III. The Praise that Christ requires
The pattern Christ sets, the promise Christ establishes, finally and briefly, the praise Christ requires. Notice how this – really scholars think it was a hymn that Paul may well be quoting here. Isn’t that remarkable? It’s rich theology. It’s a hymn of praise to Christ. Notice how it concludes. “Every tongue confessing Jesus Christ is Lord to the glory of God the Father.” These are the twin fruits of union with Christ – consecration of life and the adoration of your lips. They go together. A Christian that does not sing is a contradiction in terms. We have more reason to sing than anyone, don’t we? Look what Christ has done, how you are beloved!
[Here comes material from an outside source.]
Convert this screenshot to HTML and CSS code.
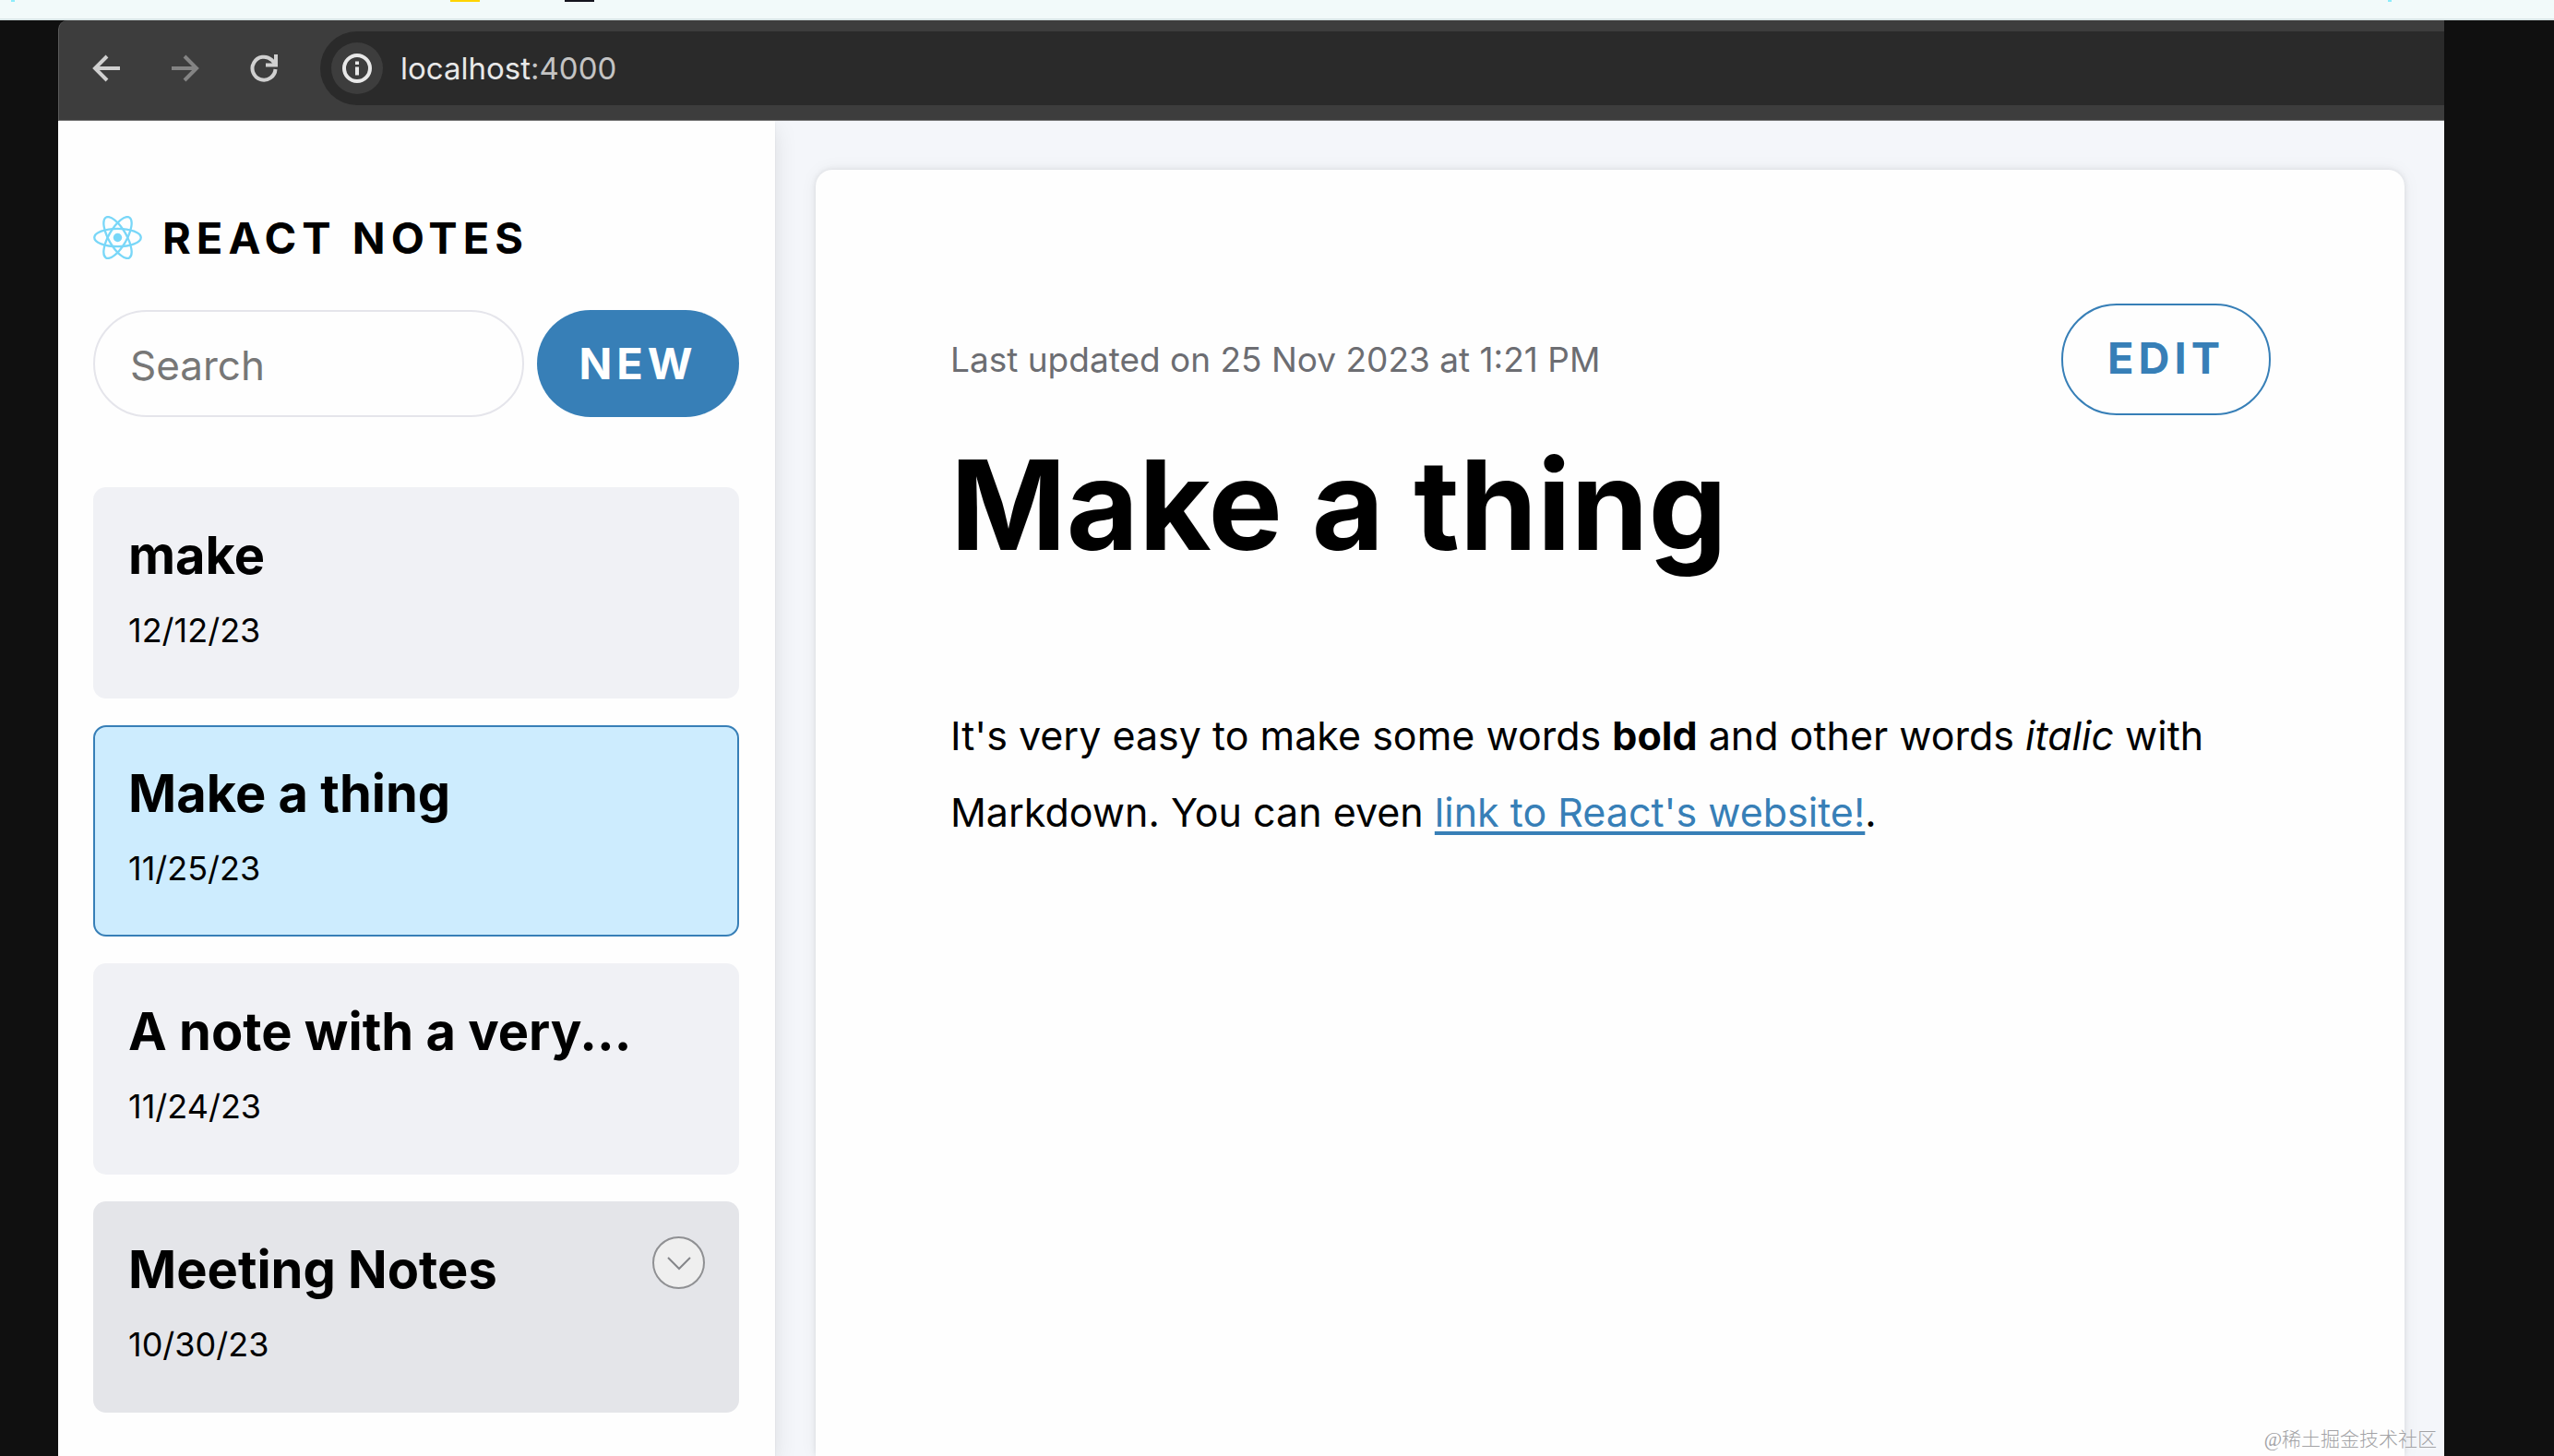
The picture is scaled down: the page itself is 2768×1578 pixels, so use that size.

I think Paul would ask a Christian that does not sing whether they have lingered long enough yet at Calvary. “How can you not sing?” would be his question. How can you not say with Wesley, “O for a thousand tongues to sing my great Redeemer’s praise! The glories of my God and King, the triumphs of His grace”? And mere lip service will not do either. He wants your praise. If you are in Christ you must sing, not because you sound good. If you’ve ever stood close to me in a worship service you’ll know that’s not the reason that I sing. We are to sing because Christ died to make us worshipers, but mere lip service will not do. There must also be the consecration of our lives. He wants us to aspire to holiness. Those are the twin evidences that you are a man or a woman in Christ. Will you surrender your life for the honor and glory of the One who surrendered His all for you? And will you devote yourself to being to the praise of the glory of His grace and singing His praise as you take in the wonders of His grace?
Let’s pray together.
Father, thank You for Jesus, for His atoning work that He has purchased for Himself a people from every tribe and language and nation, that He is our new environment, as it were – we have come to live in Him. We pray that You would conform us, therefore, to His likeness and help us to sing with more than lip service but with the adoration of our hearts and the whole-hearted consecration of our lives, in Jesus’ name. Amen.